YOUR INSTRUCTIONS:
Separate out the lines that hold "index".
┏━━
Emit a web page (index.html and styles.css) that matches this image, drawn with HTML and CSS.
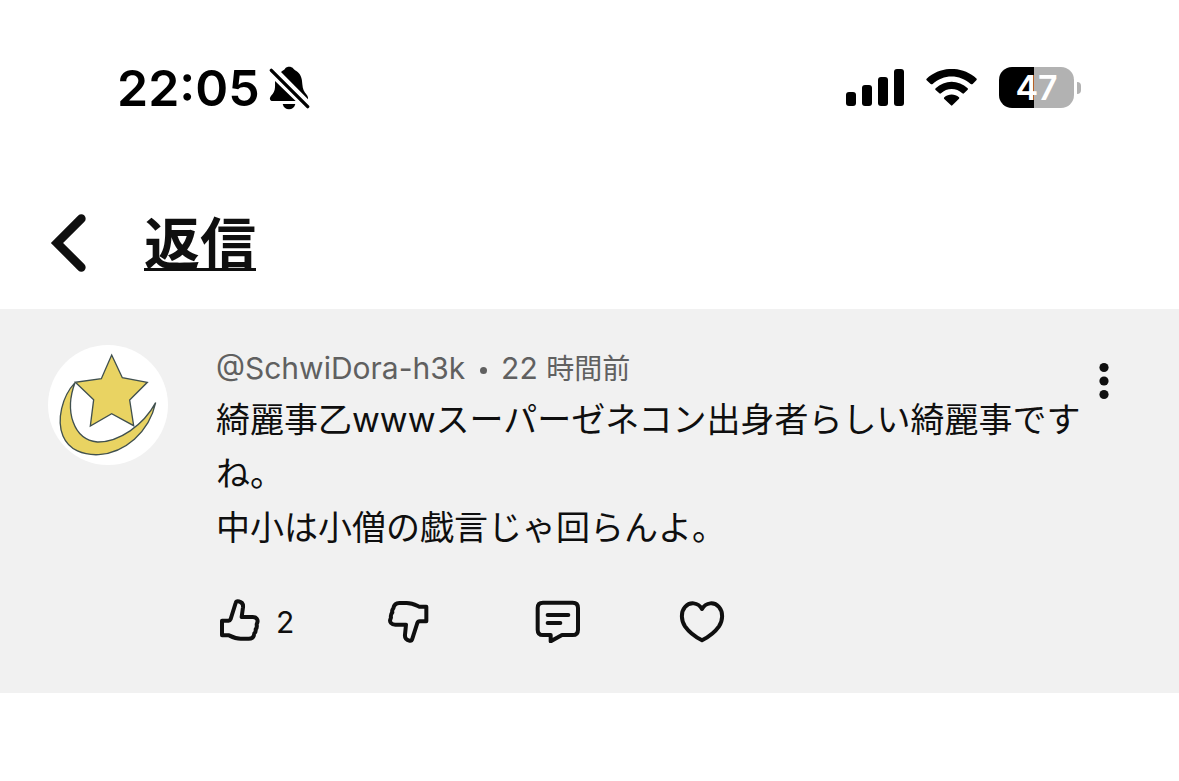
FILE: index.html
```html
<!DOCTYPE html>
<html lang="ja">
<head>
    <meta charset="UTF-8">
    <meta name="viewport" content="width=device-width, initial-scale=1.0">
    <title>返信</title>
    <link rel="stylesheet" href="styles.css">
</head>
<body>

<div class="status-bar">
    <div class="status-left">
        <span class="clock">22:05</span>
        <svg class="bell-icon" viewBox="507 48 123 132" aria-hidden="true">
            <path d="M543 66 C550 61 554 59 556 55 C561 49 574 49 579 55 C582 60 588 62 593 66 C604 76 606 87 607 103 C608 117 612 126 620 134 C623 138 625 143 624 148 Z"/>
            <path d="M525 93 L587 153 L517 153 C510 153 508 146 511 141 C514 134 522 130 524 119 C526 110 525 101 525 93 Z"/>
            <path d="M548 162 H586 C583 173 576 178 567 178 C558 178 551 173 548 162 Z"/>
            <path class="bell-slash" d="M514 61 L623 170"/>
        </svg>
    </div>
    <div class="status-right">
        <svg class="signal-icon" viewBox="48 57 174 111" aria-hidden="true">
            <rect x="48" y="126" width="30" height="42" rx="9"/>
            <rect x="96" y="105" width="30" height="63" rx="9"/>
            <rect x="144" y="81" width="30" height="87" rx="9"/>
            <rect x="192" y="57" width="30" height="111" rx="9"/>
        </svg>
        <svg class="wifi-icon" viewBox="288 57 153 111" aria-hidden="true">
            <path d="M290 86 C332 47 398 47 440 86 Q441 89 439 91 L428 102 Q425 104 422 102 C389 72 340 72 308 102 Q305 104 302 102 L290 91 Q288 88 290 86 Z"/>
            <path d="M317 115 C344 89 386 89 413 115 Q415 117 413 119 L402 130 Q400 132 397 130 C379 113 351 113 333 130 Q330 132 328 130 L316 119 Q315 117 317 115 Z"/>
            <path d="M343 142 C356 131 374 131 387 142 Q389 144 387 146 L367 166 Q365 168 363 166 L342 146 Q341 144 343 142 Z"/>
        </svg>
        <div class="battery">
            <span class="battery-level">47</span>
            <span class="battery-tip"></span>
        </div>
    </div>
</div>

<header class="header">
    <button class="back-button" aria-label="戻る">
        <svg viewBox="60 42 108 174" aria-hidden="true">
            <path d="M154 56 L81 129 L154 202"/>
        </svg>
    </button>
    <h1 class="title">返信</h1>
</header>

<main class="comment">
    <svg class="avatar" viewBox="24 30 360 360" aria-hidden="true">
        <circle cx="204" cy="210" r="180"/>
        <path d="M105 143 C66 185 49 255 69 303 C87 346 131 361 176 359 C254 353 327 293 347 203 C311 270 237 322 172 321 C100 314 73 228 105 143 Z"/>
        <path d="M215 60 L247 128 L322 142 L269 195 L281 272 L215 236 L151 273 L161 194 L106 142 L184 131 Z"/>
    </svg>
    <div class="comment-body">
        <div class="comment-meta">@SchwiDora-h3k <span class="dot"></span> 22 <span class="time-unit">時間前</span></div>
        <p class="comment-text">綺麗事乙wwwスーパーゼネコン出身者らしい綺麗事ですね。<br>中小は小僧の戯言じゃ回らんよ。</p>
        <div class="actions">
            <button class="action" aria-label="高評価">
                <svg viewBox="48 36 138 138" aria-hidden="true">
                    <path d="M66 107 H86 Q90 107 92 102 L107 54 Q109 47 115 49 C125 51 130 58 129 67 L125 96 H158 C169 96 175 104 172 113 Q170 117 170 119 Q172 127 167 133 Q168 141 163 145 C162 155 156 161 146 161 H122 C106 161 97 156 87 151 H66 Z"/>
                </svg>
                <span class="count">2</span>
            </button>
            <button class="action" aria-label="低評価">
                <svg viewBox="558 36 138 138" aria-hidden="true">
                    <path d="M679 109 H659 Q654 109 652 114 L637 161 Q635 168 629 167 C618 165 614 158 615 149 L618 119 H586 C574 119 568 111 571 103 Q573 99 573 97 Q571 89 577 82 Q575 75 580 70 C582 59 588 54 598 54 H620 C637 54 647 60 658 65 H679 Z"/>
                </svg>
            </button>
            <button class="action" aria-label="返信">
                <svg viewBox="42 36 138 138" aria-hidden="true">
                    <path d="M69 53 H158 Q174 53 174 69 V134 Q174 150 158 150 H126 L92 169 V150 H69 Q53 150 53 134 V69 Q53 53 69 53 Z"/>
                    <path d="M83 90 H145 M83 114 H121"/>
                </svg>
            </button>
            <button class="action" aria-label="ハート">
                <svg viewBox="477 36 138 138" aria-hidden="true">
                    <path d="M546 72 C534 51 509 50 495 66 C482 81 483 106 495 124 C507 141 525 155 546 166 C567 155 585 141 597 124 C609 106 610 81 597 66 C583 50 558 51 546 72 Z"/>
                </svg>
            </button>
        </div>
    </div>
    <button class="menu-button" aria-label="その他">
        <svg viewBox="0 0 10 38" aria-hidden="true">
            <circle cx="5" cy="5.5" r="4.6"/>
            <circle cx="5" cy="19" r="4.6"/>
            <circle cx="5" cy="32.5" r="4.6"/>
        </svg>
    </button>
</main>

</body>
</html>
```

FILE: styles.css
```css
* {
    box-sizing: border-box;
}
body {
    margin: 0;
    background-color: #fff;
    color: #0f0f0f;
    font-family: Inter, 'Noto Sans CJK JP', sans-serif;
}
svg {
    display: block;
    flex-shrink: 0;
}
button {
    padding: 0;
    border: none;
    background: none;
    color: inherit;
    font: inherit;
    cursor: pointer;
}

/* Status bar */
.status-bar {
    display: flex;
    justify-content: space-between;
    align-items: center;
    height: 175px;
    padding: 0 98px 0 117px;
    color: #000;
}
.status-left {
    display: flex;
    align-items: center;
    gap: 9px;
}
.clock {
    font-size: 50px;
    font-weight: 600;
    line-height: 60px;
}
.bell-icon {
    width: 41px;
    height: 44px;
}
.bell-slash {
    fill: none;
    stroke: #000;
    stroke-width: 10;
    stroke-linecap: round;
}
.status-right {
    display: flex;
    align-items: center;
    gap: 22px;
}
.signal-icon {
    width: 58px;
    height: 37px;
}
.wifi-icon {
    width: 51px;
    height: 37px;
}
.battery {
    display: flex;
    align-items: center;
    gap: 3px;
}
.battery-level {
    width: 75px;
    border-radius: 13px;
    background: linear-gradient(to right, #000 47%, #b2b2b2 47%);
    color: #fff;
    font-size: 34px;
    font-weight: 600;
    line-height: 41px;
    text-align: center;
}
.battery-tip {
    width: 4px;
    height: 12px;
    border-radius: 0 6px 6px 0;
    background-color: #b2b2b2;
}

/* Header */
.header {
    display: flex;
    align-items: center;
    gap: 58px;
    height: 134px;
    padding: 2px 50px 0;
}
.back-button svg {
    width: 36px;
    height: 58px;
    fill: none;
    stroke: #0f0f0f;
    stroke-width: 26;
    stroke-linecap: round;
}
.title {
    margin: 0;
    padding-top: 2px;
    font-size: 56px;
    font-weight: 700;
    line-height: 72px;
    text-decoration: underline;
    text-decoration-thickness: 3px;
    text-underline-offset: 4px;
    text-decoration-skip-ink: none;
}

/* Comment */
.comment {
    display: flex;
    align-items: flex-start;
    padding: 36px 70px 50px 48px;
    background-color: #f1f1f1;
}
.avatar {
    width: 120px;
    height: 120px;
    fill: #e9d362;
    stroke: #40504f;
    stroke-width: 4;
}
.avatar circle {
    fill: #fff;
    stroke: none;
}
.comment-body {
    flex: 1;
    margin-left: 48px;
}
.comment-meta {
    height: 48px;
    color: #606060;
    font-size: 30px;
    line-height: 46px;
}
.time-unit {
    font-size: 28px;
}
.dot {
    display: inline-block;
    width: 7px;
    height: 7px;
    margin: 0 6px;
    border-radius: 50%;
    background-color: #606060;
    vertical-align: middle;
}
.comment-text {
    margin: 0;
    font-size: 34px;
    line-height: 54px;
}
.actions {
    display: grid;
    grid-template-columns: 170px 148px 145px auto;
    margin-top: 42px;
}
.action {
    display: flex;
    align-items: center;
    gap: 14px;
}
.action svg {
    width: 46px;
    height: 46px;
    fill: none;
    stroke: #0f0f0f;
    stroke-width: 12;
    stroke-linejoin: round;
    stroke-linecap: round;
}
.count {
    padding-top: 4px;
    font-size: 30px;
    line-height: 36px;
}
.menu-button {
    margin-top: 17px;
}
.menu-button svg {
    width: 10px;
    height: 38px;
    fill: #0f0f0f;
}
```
┗━━
RESPONSE TO THE EXERCISE:
Emit a web page (index.html and styles.css) that matches this image, drawn with HTML and CSS.
FILE: index.html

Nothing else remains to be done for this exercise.